Und damit war die Überleitung zum Bereich Pflege und Betreuung gemacht – demjenigen Geschäftsfeld der Diakonie Allgäu, das hinsichtlich der künftigen Weichenstellungen die größten Fragen aufwirft. Der demographische Wandel, der Konkurrenzkampf um Fachkräfte auf dem Arbeitsmarkt, die steigenden Eigenanteilskosten, die immer enger werdenden Spielräume, sich Pflege überhaupt noch leisten zu können – das sind Tendenzen, die deutlich machen, dass hier Lösungen von der Stange nicht lange tragen werden. Daher hat die Diakonie Allgäu das Projekt „Pflegecampus“ ins Leben gerufen. In diesem Projekt soll die stationäre Altenpflege von den Menschen und deren künftigen Bedarfen und Anforderungen her gedacht werden. Damit stehen sowohl die architektonischen Formen des Wohnens im Alter als auch die künftigen Berufsbilder innerhalb der Pflege auf dem Prüfstand. Denn klar ist, so die Vorstandschaft, dass eine zunehmende Ausdifferenzierung unvermeidbar sei. Nicht zuletzt die große Zahl an Bewohnern, die an Demenz leiden, machen eine intensivere Betreuung erforderlich und zugleich wollen die aktiven Bewohner ohne mentale Einschränkungen bestmöglich auf ihrem Niveau abgeholt werden. Das ist geradezu ein ideeller Leistungs-Spagat, der auf dem Hintergrund von Personalmangel, erhöhtem Betreuungsaufwand kaum zu denken scheint. Doch genau deswegen habe man die Initiative „Pflegecampus“ aufgesetzt, um dieses Thema ganz grundlegend neu, inspiriert, und von der Zukunft her zu denken.

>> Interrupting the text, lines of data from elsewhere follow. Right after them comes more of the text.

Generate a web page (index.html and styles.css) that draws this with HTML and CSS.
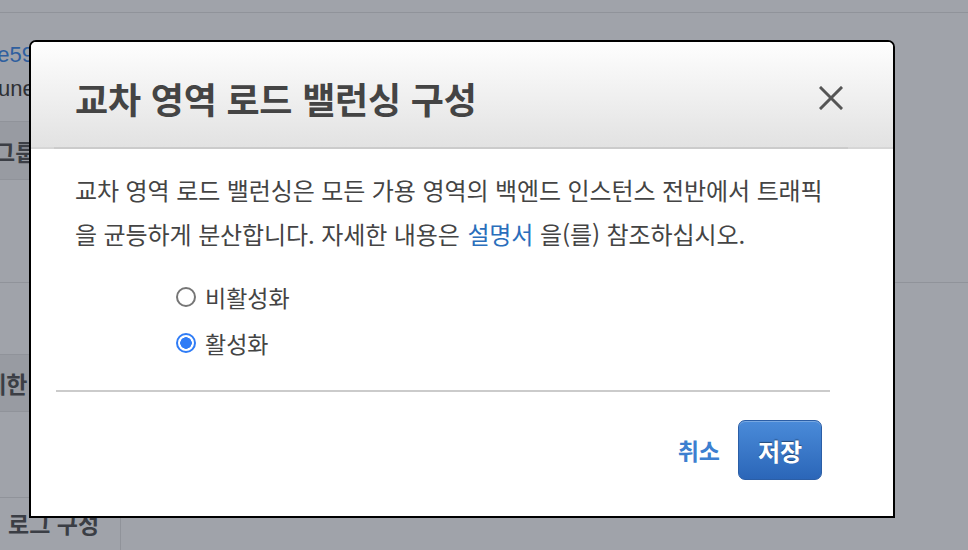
FILE: index.html
```html
<!DOCTYPE html>
<html lang="ko">
<head>
    <meta charset="UTF-8">
    <meta name="viewport" content="width=device-width, initial-scale=1.0">
    <title>교차 영역 로드 밸런싱 구성</title>
    <link rel="stylesheet" href="styles.css">
</head>
<body>
    <div class="page">
        <div class="page-top"></div>
        <div class="page-row row-id">
            <a class="id-link">0e59f3c1a7d2</a>
            <span class="id-name">une-balancer-01</span>
        </div>
        <div class="page-row row-group row-dark"><span class="cut-group">그룹 설정</span></div>
        <div class="page-gap gap-a"></div>
        <div class="page-gap gap-b"></div>
        <div class="page-row row-limit row-dark"><span class="cut-limit">제한 설정</span></div>
        <div class="page-gap gap-c"></div>
        <div class="page-row row-log">
            <div class="log-cell">로그 구성</div>
        </div>
    </div>

    <div class="modal">
        <div class="modal-header">
            <div class="modal-title-row">
                <h2 class="modal-title">교차 영역 로드 밸런싱 구성</h2>
                <button class="btn-close" title="닫기">
                    <svg viewBox="0 0 24 24" fill="none" stroke="currentColor" stroke-width="3" stroke-linecap="square">
                        <path d="M2 2L22 22M22 2L2 22"/>
                    </svg>
                </button>
            </div>
        </div>
        <div class="modal-body">
            <p class="desc">교차 영역 로드 밸런싱은 모든 가용 영역의 백엔드 인스턴스 전반에서 트래픽을 균등하게 분산합니다. 자세한 내용은 <a class="doc-link">설명서</a> 을(를) 참조하십시오.</p>
            <div class="radio-group">
                <label class="radio"><span class="radio-dot"></span>비활성화</label>
                <label class="radio is-checked"><span class="radio-dot"></span>활성화</label>
            </div>
        </div>
        <div class="modal-divider"></div>
        <div class="modal-footer">
            <a class="btn-cancel">취소</a>
            <button class="btn-save">저장</button>
        </div>
    </div>
</body>
</html>
```

FILE: styles.css
```css
html, body {
    margin: 0;
    padding: 0;
}
body {
    width: 968px;
    height: 550px;
    overflow: hidden;
    position: relative;
    background-color: #a0a3aa;
    font-family: "Noto Sans CJK KR", "Noto Sans", sans-serif;
    color: #444;
}

/* dimmed page behind the dialog */
.page {
    display: flex;
    flex-direction: column;
    width: 968px;
}
.page-top {
    height: 12px;
    border-bottom: 1px solid #90939a;
}
.page-row, .page-gap {
    width: 700px;
    overflow: hidden;
    white-space: nowrap;
}
.row-id {
    height: 108px;
    display: flex;
    flex-direction: column;
    border-bottom: 1px solid #90939a;
    font-family: "Liberation Sans", sans-serif;
}
.id-link {
    margin: 27px 0 0 -15px;
    font-size: 22px;
    line-height: 30px;
    color: #2f5f9f;
}
.id-name {
    margin: 4px 0 0 -2px;
    font-size: 22px;
    line-height: 30px;
    color: #2e3035;
}
.row-dark {
    background-color: #989ba2;
    display: flex;
    align-items: center;
    font-weight: bold;
    font-size: 23px;
    color: #3b3e45;
}
.row-group {
    height: 57px;
    border-bottom: 1px solid #90939a;
}
.cut-group {
    margin-left: -6px;
}
.gap-a {
    height: 102px;
    width: 968px;
    border-bottom: 1px solid #90939a;
}
.gap-b {
    height: 71px;
    border-bottom: 1px solid #90939a;
}
.row-limit {
    height: 56px;
    border-bottom: 1px solid #90939a;
}
.cut-limit {
    margin-left: -15px;
}
.gap-c {
    height: 85px;
    border-bottom: 1px solid #90939a;
}
.row-log {
    height: 52px;
    display: flex;
}
.log-cell {
    width: 112px;
    padding-left: 8px;
    border-right: 1px solid #90939a;
    font-weight: bold;
    font-size: 23px;
    line-height: 50px;
    color: #3b3e45;
}

/* dialog */
.modal {
    position: absolute;
    left: 29px;
    top: 40px;
    width: 866px;
    height: 478px;
    box-sizing: border-box;
    border: 2px solid #000;
    border-radius: 7px 7px 0 0;
    background-color: #fff;
    display: flex;
    flex-direction: column;
}
.modal-header {
    height: 105px;
    flex: none;
    padding: 0 45px 0 23px;
    border-bottom: 2px solid #d6d6d6;
    border-radius: 5px 5px 0 0;
    background: linear-gradient(#fefefe, #e2e2e2);
}
.modal-title-row {
    height: 107px;
    box-sizing: border-box;
    padding: 6px 0 0 21px;
    display: flex;
    align-items: center;
    justify-content: space-between;
    border-bottom: 2px solid #cbcbcb;
}
.modal-title {
    margin: 0;
    font-size: 36px;
    font-weight: bold;
    letter-spacing: -0.2px;
    color: #444;
}
.btn-close {
    border: none;
    background: none;
    padding: 0;
    margin-right: 5px;
    width: 24px;
    height: 24px;
    color: #555;
    cursor: pointer;
}
.btn-close svg {
    width: 24px;
    height: 24px;
    display: block;
}
.modal-body {
    padding: 19px 58px 0 44px;
}
.desc {
    margin: 0;
    font-size: 24px;
    line-height: 44px;
    letter-spacing: -0.1px;
    color: #444;
}
.doc-link {
    margin-left: 1px;
    color: #2a6ebb;
    cursor: pointer;
}
.radio-group {
    margin: 18px 0 0 101px;
    display: flex;
    flex-direction: column;
}
.radio {
    height: 46px;
    display: flex;
    align-items: center;
    gap: 9px;
    font-size: 23px;
    color: #444;
    cursor: pointer;
}
.radio-dot {
    width: 20px;
    height: 20px;
    box-sizing: border-box;
    border: 2px solid #767676;
    border-radius: 50%;
    background-color: #fff;
}
.is-checked .radio-dot {
    border-color: #2f7cf6;
    background: radial-gradient(circle, #2f7cf6 0 5.5px, #fff 6px);
}
.modal-divider {
    margin: 24px 63px 0 25px;
    height: 2px;
    background-color: #cbcbcb;
}
.modal-footer {
    display: flex;
    justify-content: flex-end;
    align-items: center;
    gap: 18px;
    padding: 28px 71px 0 0;
}
.btn-cancel {
    font-size: 23px;
    font-weight: bold;
    color: #3d7fd0;
    cursor: pointer;
}
.btn-save {
    width: 84px;
    height: 60px;
    border: 1px solid #2b5ea6;
    border-radius: 7px;
    background: linear-gradient(#4a8bd9, #2b66b8);
    box-shadow: inset 0 1px 0 rgba(255, 255, 255, 0.25);
    font-family: "Noto Sans CJK KR", "Noto Sans", sans-serif;
    font-size: 24px;
    font-weight: bold;
    color: #fff;
    text-shadow: 0 -1px 1px rgba(0, 0, 0, 0.4);
    cursor: pointer;
}
```
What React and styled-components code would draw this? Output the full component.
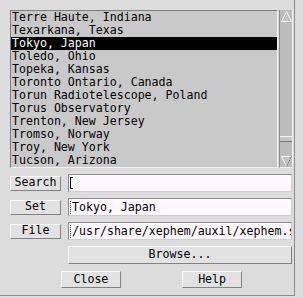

Die zahlreichen Herausforderungen sind zwar Fakten, jedoch kein Anlass, um sich den Wind aus den Segeln nehmen zu lassen oder gar zu resignieren. Vielmehr verwies die Vorstandschaft darauf, dass die Diakonie aufgrund ihrer Werte und dessen, was sie zu geben hat, darauf vertrauen kann, dass sie als starke Arbeitgebermarke ihren Platz auf dem Markt behaupten wird. „Denn die Haltung macht letztendlich den Unterschied“, fasste es Stefan Gutermann zusammen. „Als diakonisches Sozialunternehmen profilieren wir uns nicht über kurzfristige Geldgeschenke, sondern das stabile Tarifgefüge der AVR und vor allen Dingen Werte wie Verlässlichkeit, Wertschätzung, Gleichbehandlung und die Mitarbeiterförderung und -entwicklung sprechen auf lange Sicht für uns.“ Diese zahlreichen Pluspunkte gelte es künftig noch deutlicher in die Öffentlichkeit zu tragen.